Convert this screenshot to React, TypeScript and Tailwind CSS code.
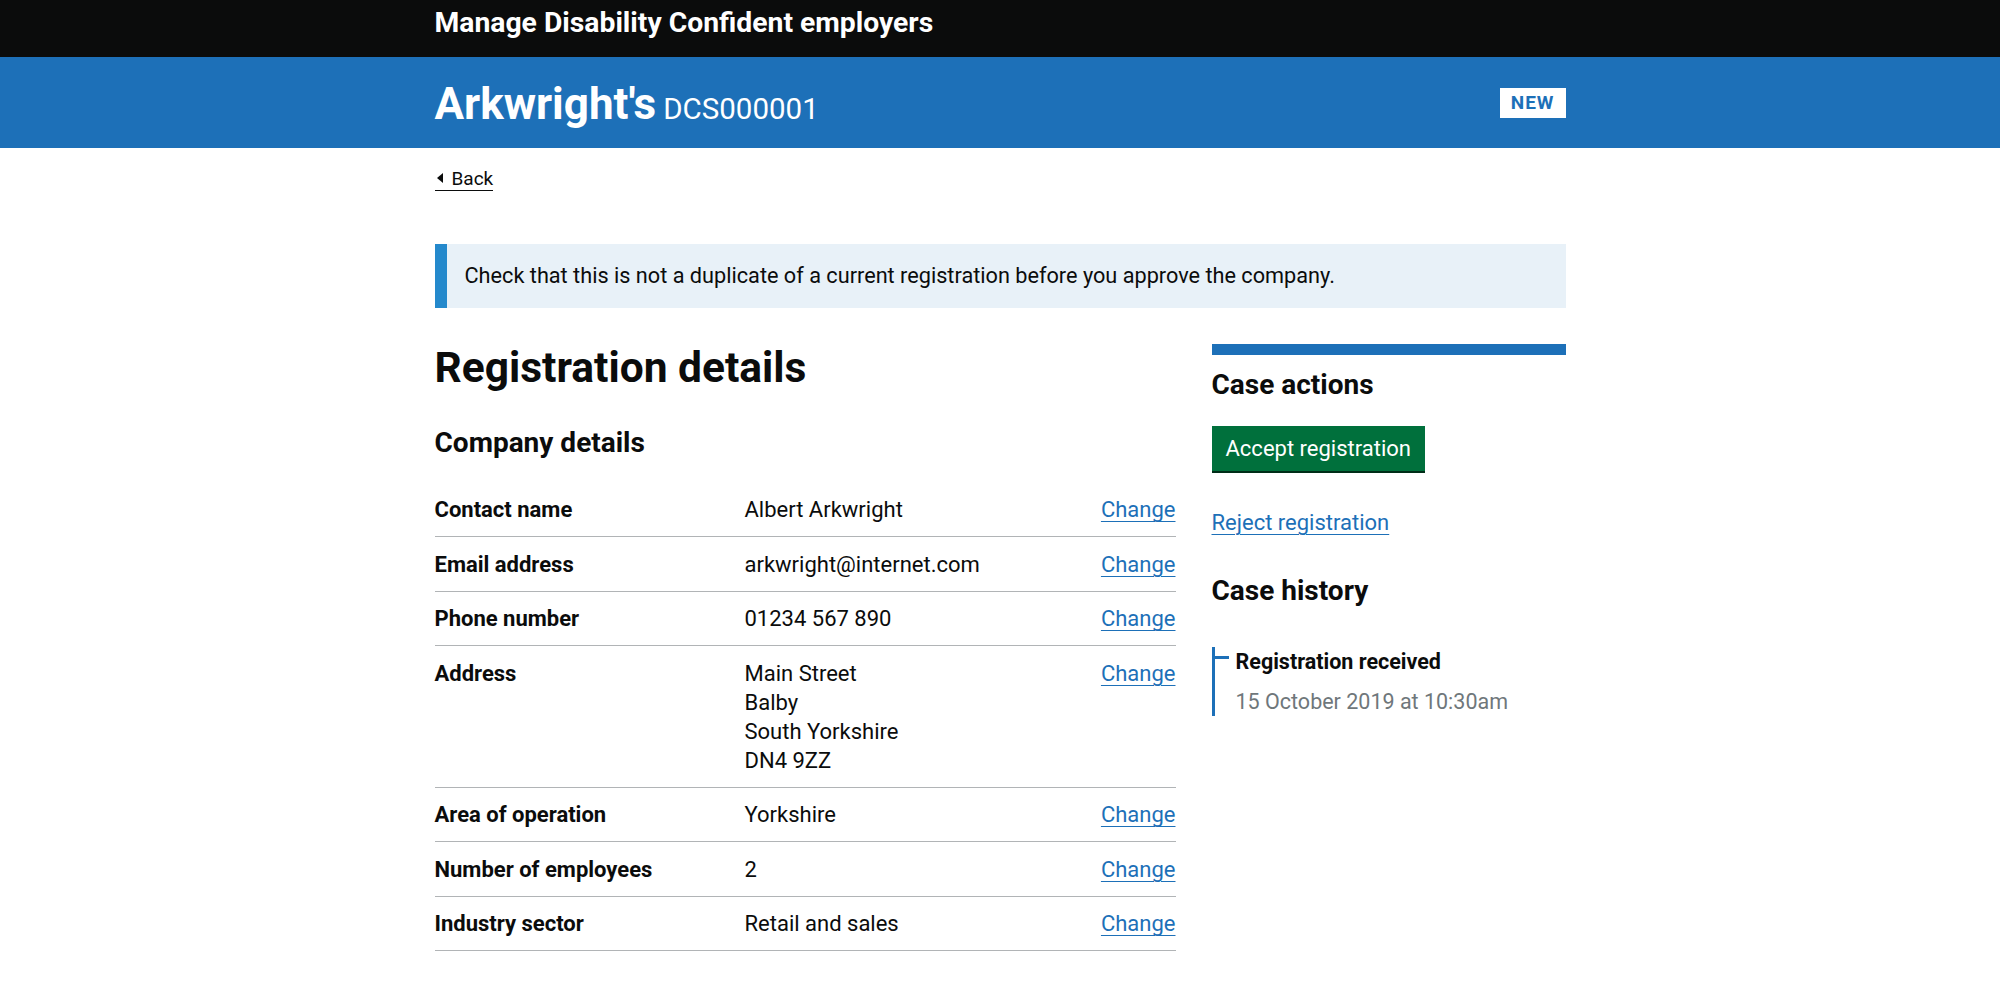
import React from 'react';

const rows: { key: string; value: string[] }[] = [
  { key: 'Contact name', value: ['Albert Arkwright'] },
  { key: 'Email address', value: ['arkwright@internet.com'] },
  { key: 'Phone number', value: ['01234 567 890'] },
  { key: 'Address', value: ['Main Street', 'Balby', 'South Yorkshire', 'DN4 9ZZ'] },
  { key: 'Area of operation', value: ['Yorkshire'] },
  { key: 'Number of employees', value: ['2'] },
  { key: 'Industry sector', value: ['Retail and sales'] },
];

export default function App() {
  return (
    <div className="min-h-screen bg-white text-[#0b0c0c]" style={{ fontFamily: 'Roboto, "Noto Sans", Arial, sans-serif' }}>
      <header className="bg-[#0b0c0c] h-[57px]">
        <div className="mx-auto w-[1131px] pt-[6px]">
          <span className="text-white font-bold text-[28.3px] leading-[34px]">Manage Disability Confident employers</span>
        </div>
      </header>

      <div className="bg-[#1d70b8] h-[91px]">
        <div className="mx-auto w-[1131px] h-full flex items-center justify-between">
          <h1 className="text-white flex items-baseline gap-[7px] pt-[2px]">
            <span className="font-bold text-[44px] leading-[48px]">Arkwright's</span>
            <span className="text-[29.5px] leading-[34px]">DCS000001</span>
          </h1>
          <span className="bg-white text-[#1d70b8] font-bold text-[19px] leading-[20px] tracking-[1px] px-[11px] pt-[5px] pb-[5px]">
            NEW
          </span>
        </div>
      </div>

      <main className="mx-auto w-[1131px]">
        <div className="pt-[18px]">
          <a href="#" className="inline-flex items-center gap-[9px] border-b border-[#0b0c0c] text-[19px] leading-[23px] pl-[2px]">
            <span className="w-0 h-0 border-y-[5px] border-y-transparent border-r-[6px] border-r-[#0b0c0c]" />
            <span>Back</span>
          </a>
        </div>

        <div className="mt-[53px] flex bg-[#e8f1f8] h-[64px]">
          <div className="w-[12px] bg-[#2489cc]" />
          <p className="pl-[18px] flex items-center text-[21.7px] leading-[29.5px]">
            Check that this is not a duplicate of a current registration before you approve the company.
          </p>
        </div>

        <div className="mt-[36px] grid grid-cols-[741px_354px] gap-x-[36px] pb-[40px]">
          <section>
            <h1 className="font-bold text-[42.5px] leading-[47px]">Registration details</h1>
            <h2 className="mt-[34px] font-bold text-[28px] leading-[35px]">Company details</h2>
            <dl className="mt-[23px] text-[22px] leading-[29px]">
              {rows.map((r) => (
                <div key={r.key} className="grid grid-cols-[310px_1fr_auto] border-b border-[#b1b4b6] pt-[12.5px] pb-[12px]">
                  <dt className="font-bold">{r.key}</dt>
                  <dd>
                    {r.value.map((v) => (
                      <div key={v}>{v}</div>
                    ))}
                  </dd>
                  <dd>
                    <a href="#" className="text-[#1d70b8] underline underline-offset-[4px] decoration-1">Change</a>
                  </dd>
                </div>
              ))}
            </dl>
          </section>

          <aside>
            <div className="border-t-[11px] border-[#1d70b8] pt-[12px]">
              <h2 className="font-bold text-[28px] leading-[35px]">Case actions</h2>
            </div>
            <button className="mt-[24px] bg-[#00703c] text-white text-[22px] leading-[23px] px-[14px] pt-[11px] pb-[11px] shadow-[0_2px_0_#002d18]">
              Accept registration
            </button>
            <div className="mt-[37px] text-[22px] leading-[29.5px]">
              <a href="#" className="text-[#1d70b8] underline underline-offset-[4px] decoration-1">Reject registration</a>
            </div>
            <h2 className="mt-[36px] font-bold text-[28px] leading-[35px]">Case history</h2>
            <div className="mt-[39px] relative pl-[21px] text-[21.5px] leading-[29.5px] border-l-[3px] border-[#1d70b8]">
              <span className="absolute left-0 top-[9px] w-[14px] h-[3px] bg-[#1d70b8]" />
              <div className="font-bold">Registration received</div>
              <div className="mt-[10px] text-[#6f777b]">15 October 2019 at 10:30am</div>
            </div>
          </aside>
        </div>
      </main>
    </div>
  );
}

++++

• Requirements:
From the first line above through the line containing "import React from 'react';", copy everything exactly, without the pictures.

• The solution:
Convert this screenshot to React, TypeScript and Tailwind CSS code.
import React from 'react';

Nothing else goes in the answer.